Update on the Management of Cutaneous Lupus Erythematosus

J.P. Callen


The British Journal of Dermatology. 2004;151(4) 

In This Article


This paper reviews the latest treatments for cutaneous lupus erythematosus. It focuses on evidence-based guidance for the management of cutaneous lupus erythematosus, with identification of the strength of evidence available at this time. In addition, I have briefly reviewed the epidemiological aspects, diagnosis and evaluation of patients with cutaneous lupus erythematosus. This review reflects data available from the Cochrane Library, Medline, literature searches, and the experience of the author managing patients with cutaneous lupus erythematosus for over 25 years.

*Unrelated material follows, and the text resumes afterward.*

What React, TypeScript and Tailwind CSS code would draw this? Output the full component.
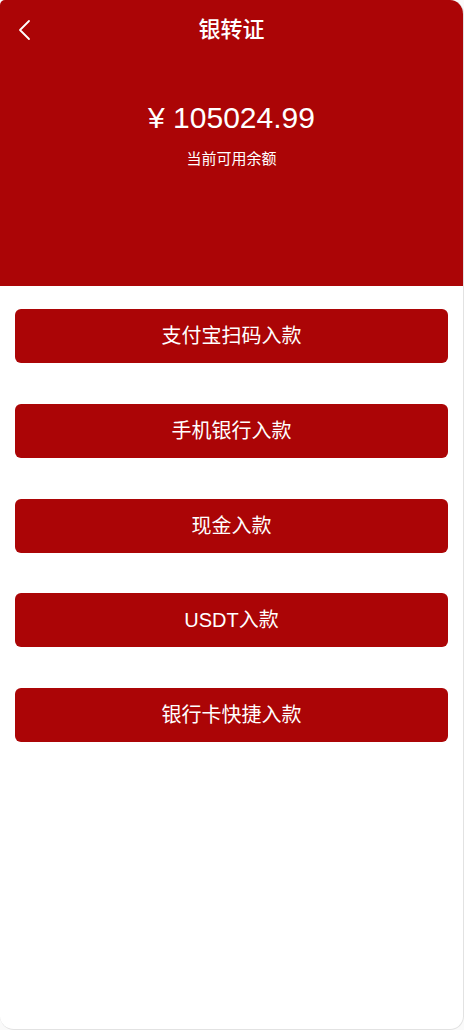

Cutaneous lupus erythematosus (LE) is an acquired autoimmune disorder that may manifest a variety of clinical presentations. Gilliam and Sontheimer were among the first to classify lesions based upon the presence or absence of the 'characteristic' histopathology, the interface dermatitis.[1] In this paper I will concentrate on the clinical syndromes associated with the interface dermatitis, including primarily chronic cutaneous LE and SCLE.

The prevalence of cutaneous lupus varies from 14·6 to 68 per 100 000 people.[2] The rate may be increasing or the recognition of LE may be increasing. Regardless, it appears that more cases are diagnosed now than in the past. Systemic LE is more common in women, and most cutaneous subsets of LE also are more prevalent in women, but the ratio is not as high. All races are affected.

The diagnosis of cutaneous LE is based upon the presence of compatible clinical lesions which on biopsy demonstrate a characteristic pathological picture. Immunofluorescence microscopy and serological testing are useful only as suggestive tests and must be considered only in appropriate circumstances. Serological findings are neither diagnostic nor exclusionary. Once a diagnosis of cutaneous LE has been established, the patient should be evaluated thoroughly to assess the presence of systemic disease associated with LE. In the absence of severe systemic disease, which is often the case, the focus of therapy may then be upon the skin.